Abu Faisal says a committee is in the process of being formed, listing a number of Islamist public figures that will engage with the militants of Sinai and explore their demands. They include Safwat Abdel Ghani, a leader in Jama’a al-Islamiya who was previously accused of killing then-Parliament Speaker Refaat Mahgoub, and Abboud al-Zomor, the leader of the Islamic Jihad who was accused of assassinating former President Anwar Sadat. He added that some members of the moderate Al-Azhar institution should also be represented in the committee.

Adel Qatamesh, the recently appointed vice-governor of North Sinai, says the media is incorrectly portraying religiously conservative groups, such as Abu Faisal’s councils, as entering the security gap in the aftermath of the fall of Mubarak’s regime. He sees military solutions as well-advised.
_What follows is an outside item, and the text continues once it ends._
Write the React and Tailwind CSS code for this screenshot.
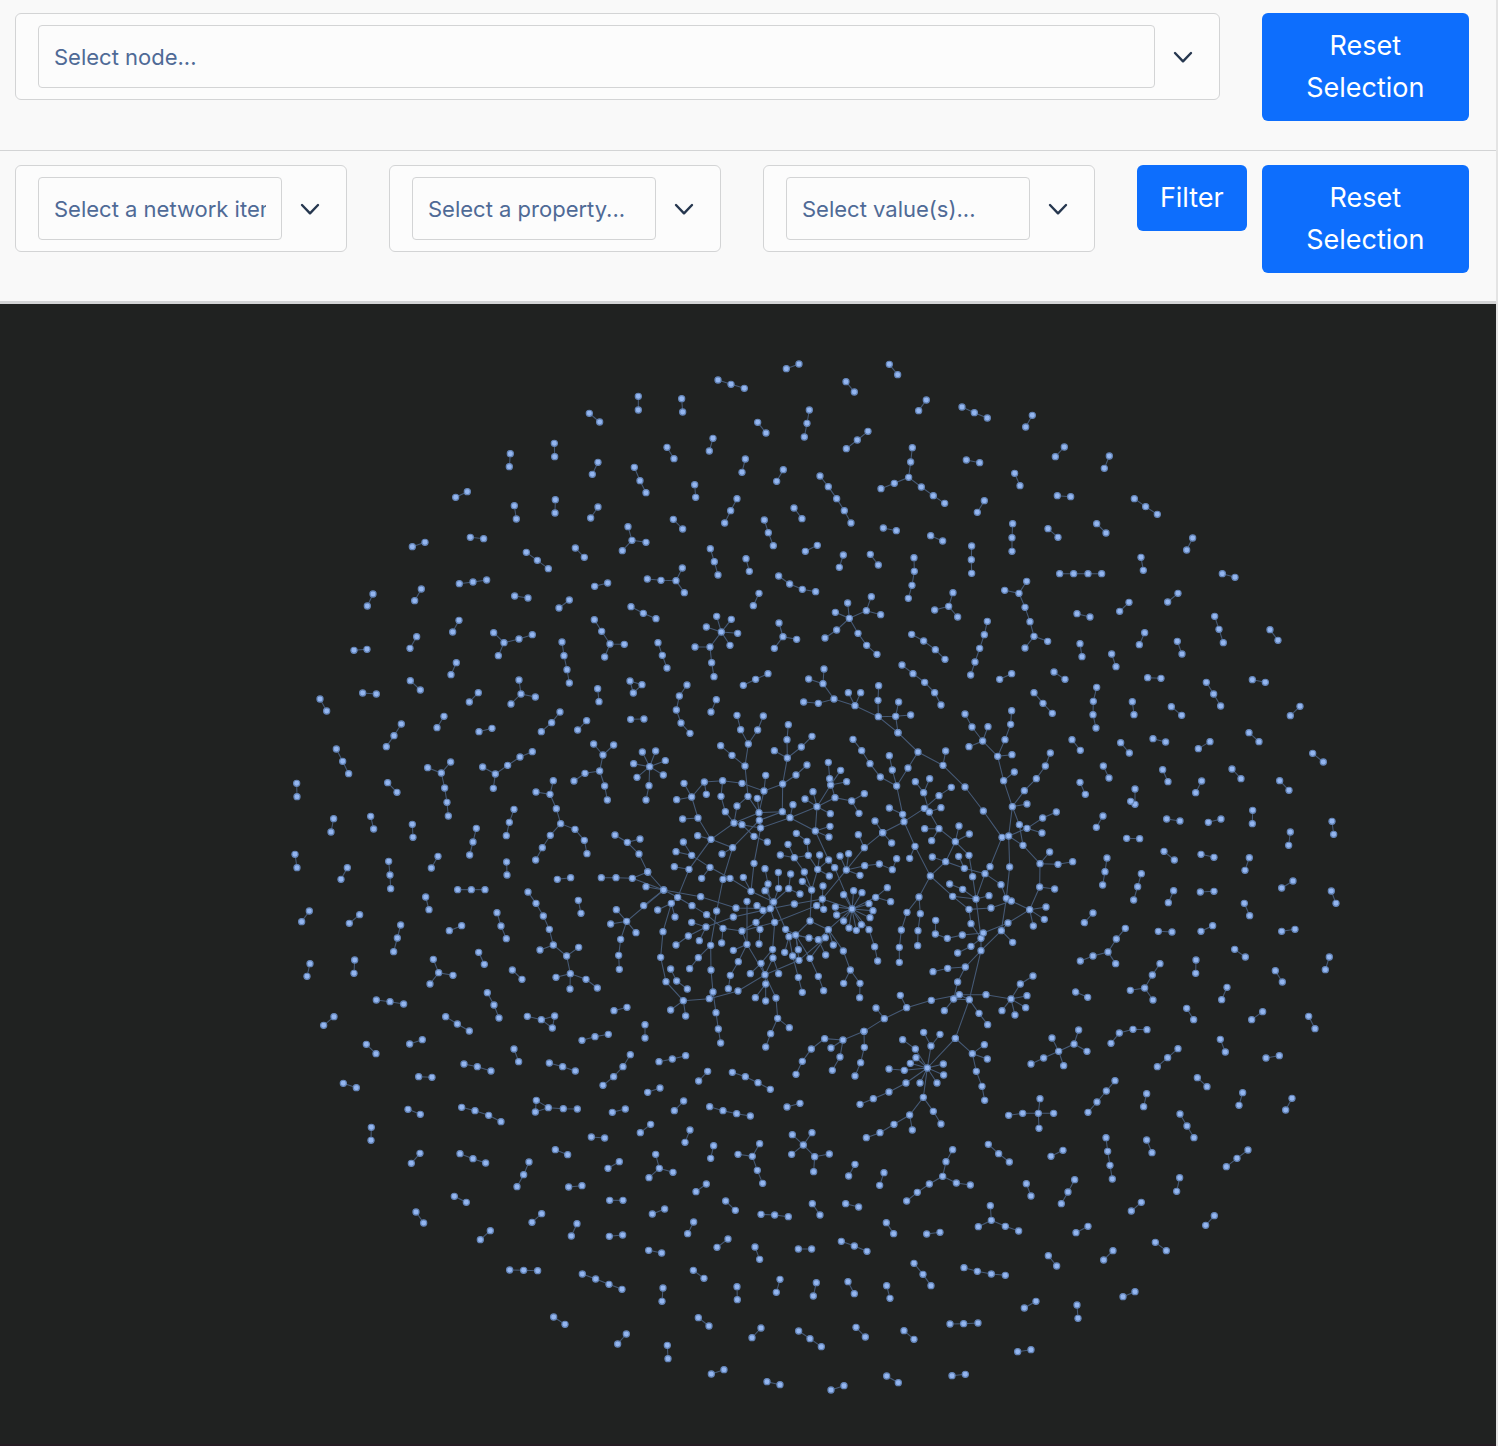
import React from "react";

// Each tile lists chains of linked nodes; coordinates are thirds of a pixel from the tile's origin.
const TILES = [
  {
    x: 280,
    y: 350,
    chains: `928,190 959,216|691,311 688,350|823,280 824,320|954,337 937,373|527,442 562,425|703,467 709,507|826,449 825,489|954,471 932,504|397,590 435,577|571,562 611,566|739,607 772,631 805,656|886,594 913,622|1044,530 1056,571 1027,602|1056,571 1098,577|538,701 579,696 620,690|279,732 262,768|424,717 404,752|704,738 744,744|944,709 983,699|868,750 837,774|1053,770 1090,790 1128,806|537,811 518,846|410,860 390,895|222,901 261,898|641,848 672,878 655,917|672,878 717,867 757,854|846,876 852,917 861,959 868,999|943,809 965,844 990,882 1033,883|990,882 974,921|529,938 513,974|391,992 421,1020|248,1029 289,1032|717,990 723,1032 766,1041|723,1032 693,1062|595,1028 568,1056|953,1016 957,1055|1050,993 1086,1004 1060,1029 1050,993|120,1047 140,1083|1075,139 1075,180|1063,352 1080,392 1098,428`,
  },
  {
    x: 640,
    y: 350,
    chains: `439,56 477,42|748,43 773,74|234,90 273,103 313,115|618,95 643,126|859,150 836,182|966,171 1003,188 1042,204|125,146 128,186|353,217 378,249|508,180 501,220 493,261|684,244 652,270 619,296|219,265 208,303|81,292 102,326|316,327 306,367|430,359 410,394|540,378 565,410 590,446 613,482 633,519|817,293 812,336 806,382 763,400 723,416|806,382 844,411 880,437 914,460|979,330 1019,338|164,404 167,442|291,446 272,482 254,519|462,474 486,506|1033,452 1012,487|100,508 128,537|373,510 385,548 400,587|730,534 769,542|872,557 908,573|995,588 994,629 995,670|211,596 223,635 234,675|318,626 328,664|532,586 496,604|610,615 598,652|691,613 715,645|822,623 823,664 816,706 805,745|22,687 63,691 108,692 127,654|108,692 133,728|416,678 449,702 487,718 527,725|357,730 340,767|230,799 244,846 274,808|199,831 244,846 293,850|270,886 244,846 210,891 165,891|210,891 215,938 222,980|623,759 628,805 586,787|628,805 679,782 694,740|679,782 722,794|628,805 590,840 555,864|628,805 654,850 680,886 711,913|417,819 429,860 470,868|429,860 403,895|939,728 926,769 884,780|926,769 953,801|815,853 851,873 886,899 915,928|786,945 819,971 854,997 884,1028 903,1065|1042,814 1033,854 1019,895 1005,936 992,975|54,878 67,916 81,954|310,1006 347,988 384,971|141,1005 118,1038 109,1080 123,1119 150,1150|229,1049 213,1086|552,957 549,1001 506,987|549,1001 582,1047|491,1056 535,1060 582,1047 645,1067 715,1100 767,1099 812,1095|625,1028 645,1067 662,1028|716,1007 714,1051 715,1100 774,1148|776,1056 767,1099 774,1148`,
  },
  {
    x: 1000,
    y: 350,
    chains: `97,196 77,231|193,291 166,320|328,318 313,355|44,370 60,407|172,437 212,440|403,446 437,470 472,493|290,521 318,549|38,521 36,563 36,604|144,536 174,562|578,564 560,600|423,622 430,661|179,671 221,671 264,671 305,671|667,671 705,682|80,694 57,730 14,721|57,730 75,772 90,815 102,859 143,874|102,859 75,894|534,730 503,756|387,757 359,784|231,791 270,801|644,799 657,838 670,878|810,839 834,871|434,848 418,884|532,874 546,912|240,881 246,920|335,912 348,950|-1,988 35,971|162,966 195,988|443,983 483,985|757,989 796,997|619,997 641,1032 662,1068|290,1012 280,1054 279,1094 288,1134|102,1028 129,1060 157,1090|397,1055 402,1094`,
  },
  {
    x: 280,
    y: 700,
    chains: `492,49 471,83|364,72 342,107 319,140|597,95 636,85|840,36 815,68 784,95|920,62 893,90|1052,58 1092,57|169,147 188,184 206,221|50,250 51,290|323,248 351,277|443,203 484,219 512,186|484,219 494,264 501,307 505,348|608,201 646,222 683,196 720,171 757,155|646,222 640,265|941,132 969,165 1001,135|969,165 959,213 915,220 882,243|959,213 974,258 982,300|820,242 810,283 768,276|810,283 829,326 842,371 885,388 913,421 921,461|842,371 811,406 787,443 767,480|702,328 688,367 679,407|161,356 153,396|272,349 281,387|397,373 399,412|589,385 579,426 569,465|1005,405 1042,427 1080,417|1042,427 1077,462 1103,516|45,463 51,503|202,503 183,538|326,484 330,525 332,566|474,469 454,504|680,486 681,525|832,538 872,533|964,533 1008,533 1057,535 1103,516|1057,535 1151,570|533,569 574,569 615,569|437,591 447,629|744,576 768,610 790,648 808,688 820,735 860,768 871,821 918,838 952,864|820,735 780,750|860,768 896,742|828,832 871,821 870,867|895,601 903,640|88,633 65,665|239,644 208,670|362,675 352,714 341,755|508,692 545,677|651,638 663,678 679,716|596,757 613,793|1009,629 1040,664 992,672|1151,570 1040,664 1068,698|1040,664 1022,718 1016,766 1018,808|90,791 81,829|224,780 222,820|460,778 476,818 519,826|476,818 450,852|697,810 726,838|289,900 330,905 371,912|622,878 642,915 657,954|742,949 784,959 824,948 817,984 784,959|162,950 131,976|497,950 532,972 568,993|1002,932 1041,922|389,1032 427,1019|906,1021 945,1010 985,1003|259,1033 288,1061|702,1047 716,1085`,
  },
  {
    x: 640,
    y: 700,
    chains: `7,156 29,200 47,153|76,182 29,200 70,225|-19,191 29,200 -9,232|29,200 27,257 18,300|242,137 276,166 315,198 325,132 302,89 291,46|325,132 353,90 370,48|315,198 324,289 357,338|445,74 441,119 442,174 484,141 516,109|403,152 442,174 428,252 468,225 501,195|132,250 155,291 193,246 248,242 306,250 372,273 428,252 427,335 357,338|155,291 110,299|193,246 199,283|248,242 243,289 256,335 282,369|377,226 372,273 357,338|352,295 357,338|155,291 174,354 128,357|174,354 213,418 173,407|213,418 282,369 357,338|213,418 278,443 246,462|278,443 358,361 427,335 450,353 459,314|324,289 291,318 282,369 306,374 362,384 450,353 531,320|306,374 342,409 382,426|450,353 526,393|357,338 358,361 362,384 342,490 333,574|495,297 531,320 519,275|571,341 531,320 585,293 635,303 673,281|635,303 657,340|531,320 572,255 569,236 565,187|602,211 572,255 620,245|569,236 585,293|531,320 526,393 570,379|567,411 526,393 566,480|619,510 673,443 728,398 705,363|673,443 655,404|600,468 619,510 626,461|619,510 674,497 718,492 757,509 770,476|660,526 619,510 547,597|130,426 155,466 108,455|155,466 210,502 185,535|103,500 147,508 113,592|213,418 147,508|210,502 270,535 333,574|278,443 249,538 230,633 212,736 213,810 219,876 228,938 235,987 242,1029|249,538 270,535|23,516 71,570 18,560|71,570 11,617|71,570 113,592|71,570 182,590 288,624 391,626|113,592 94,610 53,630|94,610 105,651|94,610 69,695 62,772 78,845 130,902 208,896 294,873 375,824 477,781 556,713|113,592 156,617 200,644 249,685 306,693|155,667 198,681 145,708 108,735|178,722 198,681 280,651 391,626|249,685 245,729|92,930 130,902 137,948|208,896 219,876|92,807 110,843 142,867|212,736 175,773 149,806|310,532 333,574 401,606|391,626 384,552 375,506|375,572 401,606 416,565 415,517|401,606 446,566 452,522|391,626 463,612 547,597|446,566 480,582|401,606 391,626 351,617|391,626 369,631|391,626 348,667 306,693|391,626 404,667 398,748 363,790 331,821|401,606 437,688 467,705|321,604 321,733 280,751|321,733 295,785 271,826 265,866|306,693 321,733 375,824|348,667 360,688 357,732|404,667 306,693|398,748 399,774 416,821|399,774 375,824 377,852 346,893|377,903 377,852|375,824 408,894 413,955 448,983|413,955 392,1001 377,1041|363,790 375,824|404,667 530,617 547,597 551,628|530,617 551,628|547,597 549,558|487,544 515,570 493,516 463,473 421,465|444,433 463,473 505,466|515,570 510,663|515,570 533,508 505,466 501,424 469,400|539,465 533,508 566,480 584,503 636,627|533,508 568,528|510,663 467,705 447,710 437,688|510,663 565,689 535,719 467,705|507,714 467,705 475,749|467,705 510,775 535,829 551,872|447,710 434,757|447,710 458,768 475,832 487,877|467,705 477,781|458,768 477,781|510,775 556,713 565,689|535,719 557,765|565,689 580,735|565,689 610,753 631,810 611,850|631,810 660,850 659,893|611,584 636,627 641,572|666,578 636,627 707,592 742,563|707,592 752,605|687,611 636,627 699,632|690,653 636,627 664,674|649,691 636,627 627,684|611,663 636,627 590,645|586,621 636,627 565,689|547,597 636,627 687,689 704,740 713,783|15,974 15,1014|672,994 609,1020 554,1016 514,1047 487,1084 468,1123|573,1044 609,1020 600,1071 577,1111|672,994 673,1042 662,1088 645,1128`,
  },
  {
    x: 860,
    y: 700,
    chains: `-21,118 5,152 30,191 61,231 110,258|114,98 174,156 249,196 257,153|249,196 315,261 370,333 426,412 446,408|174,156 144,204 110,258 97,210 88,167|110,258 128,343 132,365 165,439 149,475|88,324 128,343|132,365 68,398 95,429|132,365 193,325 237,287 274,262|193,325 208,336 243,323|208,336 237,386 194,386|215,422 237,386 286,425 297,378|328,402 286,425 257,485 217,471|286,425 327,466 338,530 348,597|208,336 191,278 166,245|191,278 209,236|165,439 211,528 257,485 313,505 375,521 423,554 439,595|296,469 313,505|211,528 278,589 348,597 387,587|348,597 308,568 269,552|211,528 177,591 141,637 124,690 118,742 118,787|177,591 181,641 174,692 173,737|278,589 327,628 393,624 454,603|327,628 333,671 363,715|348,597 375,521 390,500 426,412|348,597 363,715|315,42 336,81 368,123 413,169 435,119 452,73 455,32|384,80 368,123 327,140|456,164 413,169 431,242 463,216|431,242 457,320 493,272 529,236 556,198 571,159|501,312 457,320 446,408 501,385 548,354 589,336|501,385 546,399|457,320 478,374 489,436 540,491 569,456|540,491 594,493 638,485|478,374 501,385|489,436 446,408 449,501 439,595 454,603 509,629 558,621|553,658 509,629 520,678|540,491 539,561 584,567|539,561 509,629 444,669 370,699 307,705 262,715 226,702 227,661|439,595 424,692 458,727|444,669 424,692 363,752 316,801 263,805 219,815|370,699 363,715 333,739 293,759|363,715 363,752 328,899 286,1015|316,801 293,846 281,897 253,932|298,884 281,897 328,899 357,940 383,974|298,884 378,884 453,897 481,852 519,828|328,899 298,884|501,887 453,897 497,923|465,945 453,897 426,932|298,884 214,901 140,923 73,956 12,994|140,923 121,886|73,956 48,924`,
  },
  {
    x: 1080,
    y: 700,
    chains: `274,20 305,46|660,19 631,47|-24,119 1,151|122,128 148,159|219,116 257,126|390,125 355,146|507,98 537,125|698,160 730,186|70,198 87,234|0,247 16,283|248,209 264,245|456,207 483,236|365,243 347,278|599,242 627,271|165,267 165,313 152,304|69,348 49,382|260,357 300,363|423,357 385,367|518,331 517,371|756,364 761,403|140,415 179,416|631,396 626,436|252,454 283,480|363,463 402,472|81,474 75,515 68,555|508,473 495,511|184,521 173,560 161,600|639,543 605,564|281,572 265,608|361,576 402,574|754,573 768,610|493,610 509,647|39,639 13,668|136,685 109,717 84,756 39,768 1,783|84,756 107,791|235,694 276,696|398,677 363,694|605,694 645,688|464,748 496,771|348,780 347,820|748,771 736,809|240,791 217,825 194,864 151,871|194,864 219,900|586,812 607,846|-13,876 23,892|441,862 425,899|320,925 341,959|548,935 515,959|201,989 159,988 118,999 93,1030|686,949 705,986|421,1018 436,1056`,
  },
  {
    x: 280,
    y: 1040,
    chains: `552,72 592,80 633,93|416,110 456,112|190,130 229,143|808,69 848,80 886,93|1051,44 1029,80 1001,110 969,136|384,208 421,223|545,202 585,212 626,226 663,245|769,181 805,203 766,216 769,181|805,203 850,206 892,207|997,217 1036,207|274,262 273,301|934,291 974,294|1081,278 1112,253|420,340 394,370|540,341 579,356 617,369|826,329 863,344|747,366 731,404 711,440|1018,365 984,385|866,441 906,437|989,481 1029,481|523,469 559,487|408,516 431,549|785,521 756,547|891,551 874,588|631,572 601,599|988,589 1028,585|689,690 731,691 773,692|907,702 947,717 987,733 1026,748|821,831 855,853|1039,882 1013,912`,
  },
  {
    x: 640,
    y: 1040,
    chains: `57,65 97,57 137,47|203,94 176,123|277,97 316,110 354,128 391,148|23,157 60,144|131,183 103,212|209,200 249,212 290,221 331,228|441,201 480,190|150,270 135,307|221,317 212,355|47,343 58,385 99,397|58,385 27,413|294,343 337,349 359,311|337,349 352,391 368,430|457,284 490,315 516,278|455,343 490,315 524,350 568,342|524,350 521,395|645,373 626,408|732,398 719,436|199,432 168,455|938,329 918,365 908,409 868,432 832,457 800,483|908,409 949,429 991,435|1045,313 1076,341 1108,366|257,483 286,511|363,523 404,525 445,530|517,491 540,525|617,491 656,501|37,522 74,507|161,546 143,581|739,548 761,581|860,582 900,577|1051,497 1054,541 1015,560|1054,541 1096,559 1136,573|264,597 231,622|345,621 359,658|475,627 515,627|604,604 643,618 681,634|26,631 65,639|160,691 192,715|822,670 849,703 873,737|972,683 1012,694 1054,702 1096,706|69,744 66,784|291,740 292,779|420,718 409,757|529,728 520,768|624,725 643,761|740,737 750,775|175,833 207,858|363,864 336,893|476,873 510,896 544,920|648,862 676,891|792,872 822,898|930,852 971,851 1014,849|82,916 84,956|214,1002 252,989|381,1025 420,1034|573,1050 612,1037|740,1008 775,1028|936,1007 976,1003|862,84 946,-5 997,41 1033,14|1042,57 997,41 1009,94 1026,139 1034,181|862,84 873,18 851,-23|873,18 900,-17|862,84 826,27 788,-1|828,53 862,84 811,70|862,84 793,91 747,87|910,72 862,84 911,105|891,129 862,84 840,129|862,84 798,129 747,156 700,176 660,193|862,84 850,172 809,225 762,253 720,278 679,293|809,225 817,270|850,172 880,214 903,252`,
  },
  {
    x: 1000,
    y: 1040,
    chains: `156,-6 176,34 222,12 236,-30|222,12 261,34|176,34 131,54 93,72|176,34 191,77|534,26 503,53 472,80|798,54 838,47|592,113 621,140|345,122 319,153 291,186 264,217|440,161 431,200|728,158 717,196|876,175 857,210|26,226 68,220 115,220 161,220|120,176 115,220 117,265|540,222 561,258 582,293|440,300 456,338|318,293 323,334 330,376 337,417|153,349 189,331|744,330 711,355 679,380|79,431 93,468|224,419 204,456 184,491|539,413 530,454|424,487 394,513|643,527 617,556|264,559 228,578|466,607 499,632|339,632 311,660|145,647 170,678|405,755 369,770|108,784 73,804|231,795 234,835|53,935 93,929`,
  },
];

const chainsOf = (tile) => tile.chains.split("|").map((chain) => chain.split(" "));

function Network() {
  return (
    <svg viewBox="0 304 1496 1140" className="block h-auto w-full" role="img" aria-label="Network graph">
      {TILES.map((tile) => (
        <g
          key={`links-${tile.x}-${tile.y}`}
          transform={`translate(${tile.x} ${tile.y}) scale(0.33333)`}
          fill="none"
          stroke="#465a76"
          strokeWidth="3.2"
        >
          {chainsOf(tile).map((points, i) => (
            <polyline key={i} points={points.join(" ")} />
          ))}
        </g>
      ))}
      {TILES.map((tile) => (
        <g
          key={`nodes-${tile.x}-${tile.y}`}
          transform={`translate(${tile.x} ${tile.y}) scale(0.33333)`}
          fill="#94b6f0"
          stroke="#6485b8"
          strokeWidth="3.6"
        >
          {[...new Set(chainsOf(tile).flat())].map((point) => {
            const [cx, cy] = point.split(",");
            return <circle key={point} cx={cx} cy={cy} r="9.2" />;
          })}
        </g>
      ))}
    </svg>
  );
}

function Picker({ label }) {
  return (
    <div className="flex items-center rounded-md border border-[#d3d4d5] bg-[#fcfcfc] py-[11px] pr-2 pl-[22px]">
      <input
        type="text"
        aria-label={label}
        placeholder={label}
        className="h-[63px] min-w-0 flex-1 rounded border border-[#d3d4d5] bg-[#fcfcfc] px-[15px] text-[22px] text-[#283850] outline-none placeholder:text-[#4f6a96]"
      />
      <button type="button" aria-label={`${label} options`} className="flex h-[63px] w-14 items-center justify-center">
        <svg width="20" height="12" viewBox="0 0 20 12" fill="none" stroke="#26374f" strokeWidth="2.4" strokeLinecap="round" strokeLinejoin="round">
          <path d="M2 2 10 10.3 18 2" />
        </svg>
      </button>
    </div>
  );
}

function ActionButton({ children }) {
  return (
    <button type="button" className="w-full rounded-md bg-[#0d6efd] px-5 py-3 text-[27px] leading-[42px] text-white">
      {children}
    </button>
  );
}

export default function App() {
  return (
    <div className="min-h-screen border-r-2 border-[#e4e4e4] bg-[#f9f9f9] font-['Inter',sans-serif]">
      <div className="grid grid-cols-12 items-start border-b border-[#d3d4d5] pt-[13px] pb-[29px]">
        <div className="col-span-10 pr-[27px] pl-[15px]">
          <Picker label="Select node..." />
        </div>
        <div className="col-span-2 pr-[27px] pl-[15px]">
          <ActionButton>Reset Selection</ActionButton>
        </div>
      </div>
      <div className="grid grid-cols-12 items-start border-b-[3px] border-[#d3d4d5] pt-[14px] pb-[28px]">
        <div className="col-span-3 pr-[27px] pl-[15px]">
          <Picker label="Select a network item..." />
        </div>
        <div className="col-span-3 pr-[27px] pl-[15px]">
          <Picker label="Select a property..." />
        </div>
        <div className="col-span-3 pr-[27px] pl-[15px]">
          <Picker label="Select value(s)..." />
        </div>
        <div className="col-span-1 pl-[15px]">
          <ActionButton>Filter</ActionButton>
        </div>
        <div className="col-span-2 pr-[27px] pl-[15px]">
          <ActionButton>Reset Selection</ActionButton>
        </div>
      </div>
      <div className="border-b-2 border-[#241c22] bg-[#202221]">
        <Network />
      </div>
    </div>
  );
}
“The military operation was conducted with a high level of professionalism to avoid the mistakes of the past,” says Qatamesh, a Muslim Brother. He endorses a government plan to arm tribesmen in Sinai and entrust them with law enforcement, a plan Abu Faisal deems “disastrous” and a recipe for civil war. “This won’t be a random armament. Those who are armed will be part of the military, but have the incentive of local knowledge.”

Despite the overabundance of solutions and proposals, security remains scarce in Sinai, something that the Sayeds have experienced firsthand.

Back in Rafah, as they empty their shop, the family reflects on a small act of persistence. They had agreed with the preacher of the village to reopen the Rafah church, which was emptied and partially destroyed throughout the last few months.

“We were getting ready to clean the church and start a service there. We haven’t prayed there since the revolution,” says a tearful Um Makary. Saturday’s shooting made them abandon the idea.

The family today holds little confidence in the state to ensure the welfare of their homes and property. After all, it took an attack on an Egyptian border post to prompt security operations in Sinai.

“If Morsy was too scared to come to Rafah and he has thousands of men protecting him, what do we do?” says Sayed. “We won’t be more precious for the state than the 16 soldiers.”